Task goal
Leave the pictures out, and retype all of the material exactly as written.

——————

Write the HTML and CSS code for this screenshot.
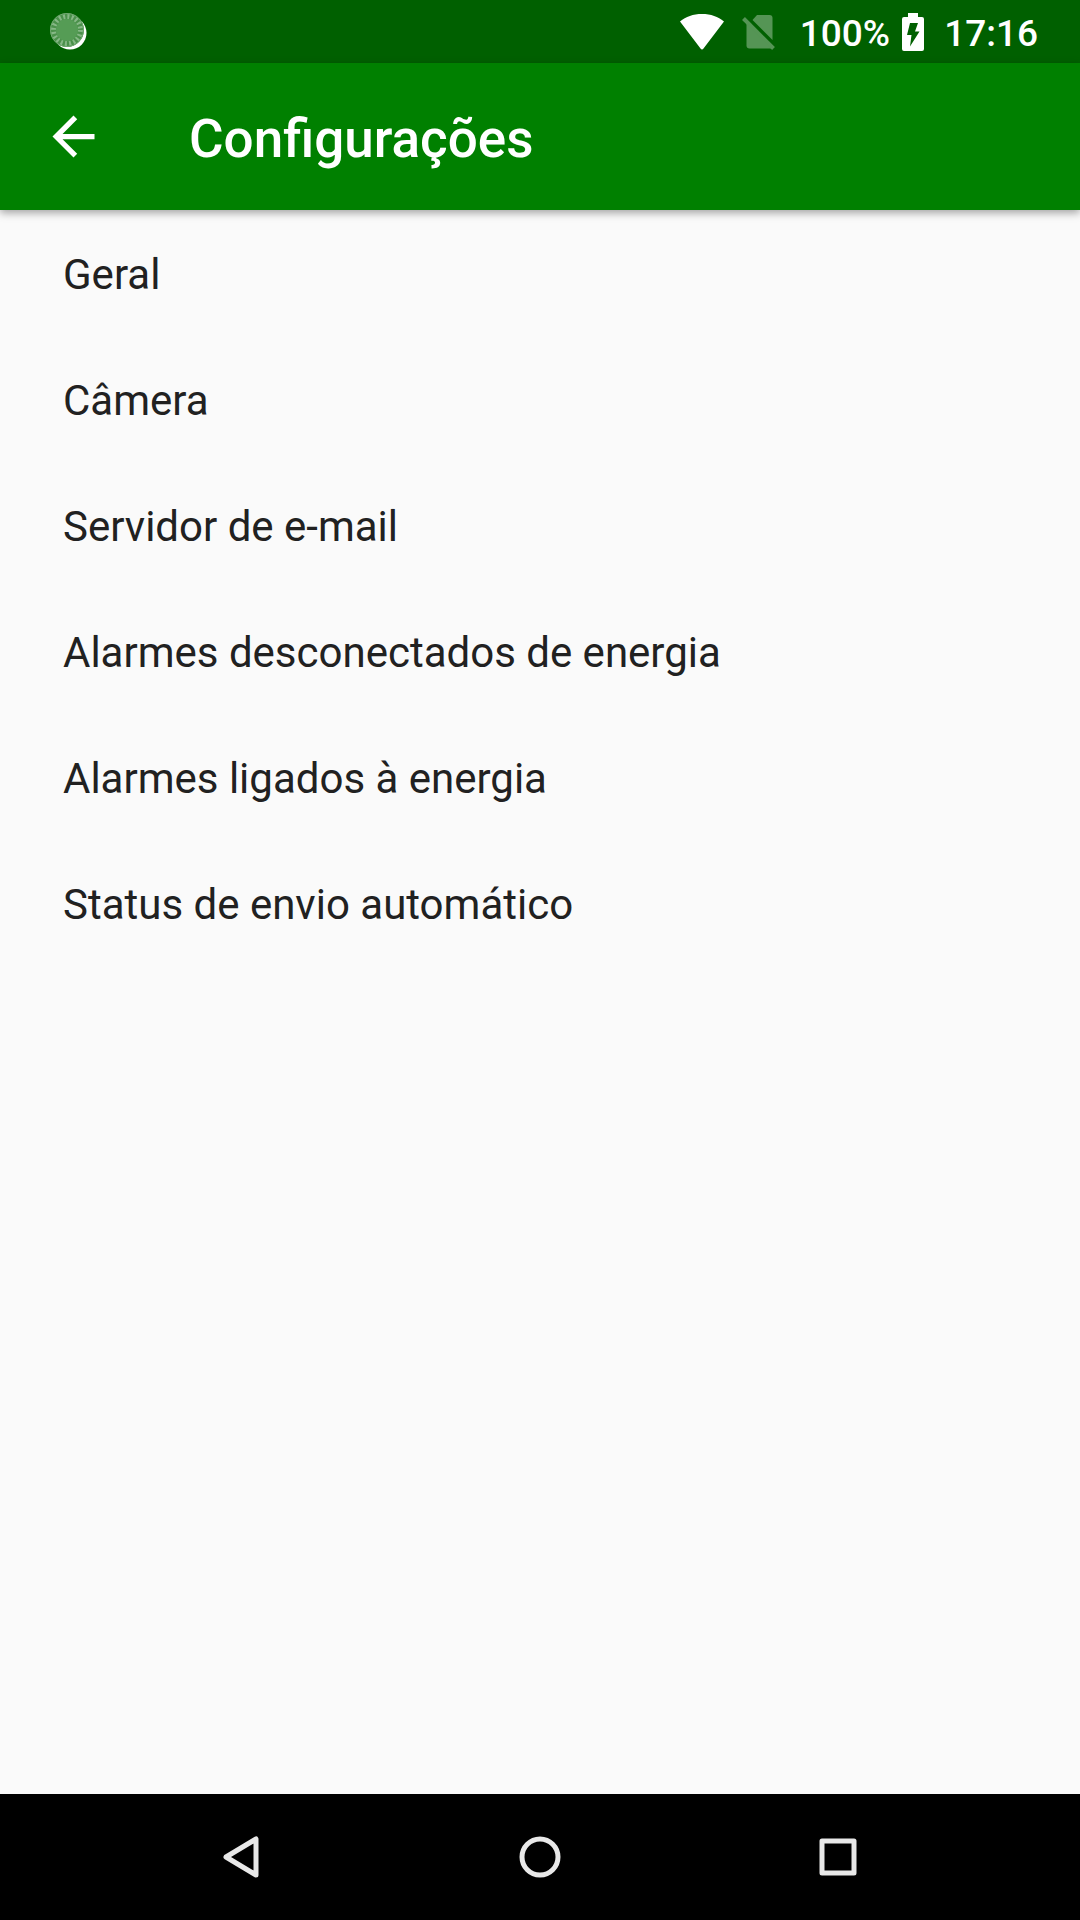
FILE: index.html
```
<!DOCTYPE html>
<html lang="pt-BR">
<head>
    <meta charset="UTF-8">
    <meta name="viewport" content="width=device-width, initial-scale=1.0">
    <title>Configurações</title>
    <link rel="stylesheet" href="styles.css">
</head>
<body>
    <div class="status-bar">
        <svg class="app-icon" viewBox="0 0 40 40" width="40" height="40">
            <circle cx="22" cy="21" r="16.500" fill="#fff"/>
            <circle cx="19" cy="18" r="17" fill="#4a904a"/>
            <circle cx="19" cy="18" r="13.500" fill="none" stroke="#86b886" stroke-width="5" stroke-dasharray="2 2.240"/>
            <circle cx="19" cy="18" r="11" fill="#559c55"/>
            <circle cx="19" cy="18" r="16.500" fill="none" stroke="#6fa86f" stroke-width="1"/>
        </svg>
        <div class="status-right">
            <svg class="wifi" viewBox="0 0 46 38" width="46" height="38">
                <path d="M1 8.500C7 3.500 14 1 23 1s16 2.500 22 7.500L24.500 35.500q-1.500 2-3 0z" fill="#fff"/>
            </svg>
            <svg class="sim" viewBox="0 0 36 38" width="36" height="38">
                <path d="M17 2h12.500a3 3 0 0 1 3 3v22l-20-20z" fill="#559555"/>
                <path d="M6.500 8.500l26.500 27H9.500a3 3 0 0 1-3-3z" fill="#559555"/>
                <path d="M3.500 5.500l30 30" fill="none" stroke="#559555" stroke-width="4"/>
            </svg>
            <span class="percent">100%</span>
            <svg class="battery" viewBox="0 0 22 38" width="22" height="38">
                <path d="M6 4V0h10v4h4a2 2 0 0 1 2 2v30a2 2 0 0 1-2 2H2a2 2 0 0 1-2-2V6a2 2 0 0 1 2-2z" fill="#fff"/>
                <path d="M8 10h8l-3 8.500h4.500L8 33.500l1.500-11.500H5z" fill="#006000"/>
            </svg>
            <span class="time">17:16</span>
        </div>
    </div>

    <header class="app-bar">
        <button class="back" type="button" aria-label="Voltar">
            <svg viewBox="0 0 24 24" width="63" height="63">
                <path d="M20 11H7.830l5.590-5.590L12 4l-8 8 8 8 1.410-1.410L7.830 13H20z" fill="#fff"/>
            </svg>
        </button>
        <h1>Configurações</h1>
    </header>

    <main>
        <ul class="settings">
            <li><a href="#geral">Geral</a></li>
            <li><a href="#camera">Câmera</a></li>
            <li><a href="#email">Servidor de e-mail</a></li>
            <li><a href="#desconectados">Alarmes desconectados de energia</a></li>
            <li><a href="#ligados">Alarmes ligados à energia</a></li>
            <li><a href="#status">Status de envio automático</a></li>
        </ul>
    </main>

    <nav class="nav-bar">
        <button type="button" aria-label="Voltar">
            <svg viewBox="0 0 44 44" width="44" height="44">
                <path d="M36 4v36L6 22z"/>
            </svg>
        </button>
        <button type="button" aria-label="Início">
            <svg viewBox="0 0 44 44" width="44" height="44">
                <circle cx="22" cy="22" r="18"/>
            </svg>
        </button>
        <button type="button" aria-label="Recentes">
            <svg viewBox="0 0 44 44" width="44" height="44">
                <path d="M6 6h32v32H6z"/>
            </svg>
        </button>
    </nav>
</body>
</html>
```
FILE: styles.css
```
* { box-sizing: border-box; }
body { font-family: Roboto, sans-serif; background-color: #fafafa; color: #212121; margin: 0; min-height: 100vh; display: flex; flex-direction: column; }
svg { display: block; }
button { padding: 0; border: none; background: none; cursor: pointer; }

.status-bar { display: flex; align-items: center; justify-content: space-between; height: 63px; padding: 0 42px 0 48px; background-color: #006000; color: #fff; font-size: 37px; font-weight: 500; line-height: 63px; }
.status-right { display: flex; align-items: center; }
.sim { margin-left: 15px; }
.percent { margin-left: 24px; padding-top: 3px; }
.battery { margin-left: 12px; }
.time { margin-left: 20px; padding-top: 3px; }

.app-bar { display: flex; align-items: center; height: 147px; padding: 0 42px; background-color: #008000; color: #fff; box-shadow: 0 3px 8px rgba(0,0,0,0.35); }
.app-bar h1 { margin: 0 0 0 84px; padding-top: 4px; font-size: 53px; font-weight: 500; line-height: 62px; }

main { flex: 1; }
.settings { margin: 0; padding: 0; list-style: none; }
.settings a { display: block; padding: 40px 63px 36px; color: #212121; font-size: 42px; line-height: 50px; text-decoration: none; }

.nav-bar { display: flex; padding: 0 93px; height: 126px; background-color: #000; }
.nav-bar button { flex: 1; display: flex; align-items: center; justify-content: center; }
.nav-bar svg { fill: none; stroke: #e8e8e8; stroke-width: 5; stroke-linejoin: round; }
```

——————

Response to this task
Write the HTML and CSS code for this screenshot.
FILE: index.html
```
<!DOCTYPE html>
<html lang="pt-BR">
<head>
    <meta charset="UTF-8">
    <meta name="viewport" content="width=device-width, initial-scale=1.0">
    <title>Configurações</title>
    <link rel="stylesheet" href="styles.css">
</head>
<body>
    <div class="status-bar">
        <svg class="app-icon" viewBox="0 0 40 40" width="40" height="40">
            <circle cx="22" cy="21" r="16.500" fill="#fff"/>
            <circle cx="19" cy="18" r="17" fill="#4a904a"/>
            <circle cx="19" cy="18" r="13.500" fill="none" stroke="#86b886" stroke-width="5" stroke-dasharray="2 2.240"/>
            <circle cx="19" cy="18" r="11" fill="#559c55"/>
            <circle cx="19" cy="18" r="16.500" fill="none" stroke="#6fa86f" stroke-width="1"/>
        </svg>
        <div class="status-right">
            <svg class="wifi" viewBox="0 0 46 38" width="46" height="38">
                <path d="M1 8.500C7 3.500 14 1 23 1s16 2.500 22 7.500L24.500 35.500q-1.500 2-3 0z" fill="#fff"/>
            </svg>
            <svg class="sim" viewBox="0 0 36 38" width="36" height="38">
                <path d="M17 2h12.500a3 3 0 0 1 3 3v22l-20-20z" fill="#559555"/>
                <path d="M6.500 8.500l26.500 27H9.500a3 3 0 0 1-3-3z" fill="#559555"/>
                <path d="M3.500 5.500l30 30" fill="none" stroke="#559555" stroke-width="4"/>
            </svg>
            <span class="percent">100%</span>
            <svg class="battery" viewBox="0 0 22 38" width="22" height="38">
                <path d="M6 4V0h10v4h4a2 2 0 0 1 2 2v30a2 2 0 0 1-2 2H2a2 2 0 0 1-2-2V6a2 2 0 0 1 2-2z" fill="#fff"/>
                <path d="M8 10h8l-3 8.500h4.500L8 33.500l1.500-11.500H5z" fill="#006000"/>
            </svg>
            <span class="time">17:16</span>
        </div>
    </div>

    <header class="app-bar">
        <button class="back" type="button" aria-label="Voltar">
            <svg viewBox="0 0 24 24" width="63" height="63">
                <path d="M20 11H7.830l5.590-5.590L12 4l-8 8 8 8 1.410-1.410L7.830 13H20z" fill="#fff"/>
            </svg>
        </button>
        <h1>Configurações</h1>
    </header>

    <main>
        <ul class="settings">
            <li><a href="#geral">Geral</a></li>
            <li><a href="#camera">Câmera</a></li>
            <li><a href="#email">Servidor de e-mail</a></li>
            <li><a href="#desconectados">Alarmes desconectados de energia</a></li>
            <li><a href="#ligados">Alarmes ligados à energia</a></li>
            <li><a href="#status">Status de envio automático</a></li>
        </ul>
    </main>

    <nav class="nav-bar">
        <button type="button" aria-label="Voltar">
            <svg viewBox="0 0 44 44" width="44" height="44">
                <path d="M36 4v36L6 22z"/>
            </svg>
        </button>
        <button type="button" aria-label="Início">
            <svg viewBox="0 0 44 44" width="44" height="44">
                <circle cx="22" cy="22" r="18"/>
            </svg>
        </button>
        <button type="button" aria-label="Recentes">
            <svg viewBox="0 0 44 44" width="44" height="44">
                <path d="M6 6h32v32H6z"/>
            </svg>
        </button>
    </nav>
</body>
</html>
```
FILE: styles.css
```
* { box-sizing: border-box; }
body { font-family: Roboto, sans-serif; background-color: #fafafa; color: #212121; margin: 0; min-height: 100vh; display: flex; flex-direction: column; }
svg { display: block; }
button { padding: 0; border: none; background: none; cursor: pointer; }

.status-bar { display: flex; align-items: center; justify-content: space-between; height: 63px; padding: 0 42px 0 48px; background-color: #006000; color: #fff; font-size: 37px; font-weight: 500; line-height: 63px; }
.status-right { display: flex; align-items: center; }
.sim { margin-left: 15px; }
.percent { margin-left: 24px; padding-top: 3px; }
.battery { margin-left: 12px; }
.time { margin-left: 20px; padding-top: 3px; }

.app-bar { display: flex; align-items: center; height: 147px; padding: 0 42px; background-color: #008000; color: #fff; box-shadow: 0 3px 8px rgba(0,0,0,0.35); }
.app-bar h1 { margin: 0 0 0 84px; padding-top: 4px; font-size: 53px; font-weight: 500; line-height: 62px; }

main { flex: 1; }
.settings { margin: 0; padding: 0; list-style: none; }
.settings a { display: block; padding: 40px 63px 36px; color: #212121; font-size: 42px; line-height: 50px; text-decoration: none; }

.nav-bar { display: flex; padding: 0 93px; height: 126px; background-color: #000; }
.nav-bar button { flex: 1; display: flex; align-items: center; justify-content: center; }
.nav-bar svg { fill: none; stroke: #e8e8e8; stroke-width: 5; stroke-linejoin: round; }
```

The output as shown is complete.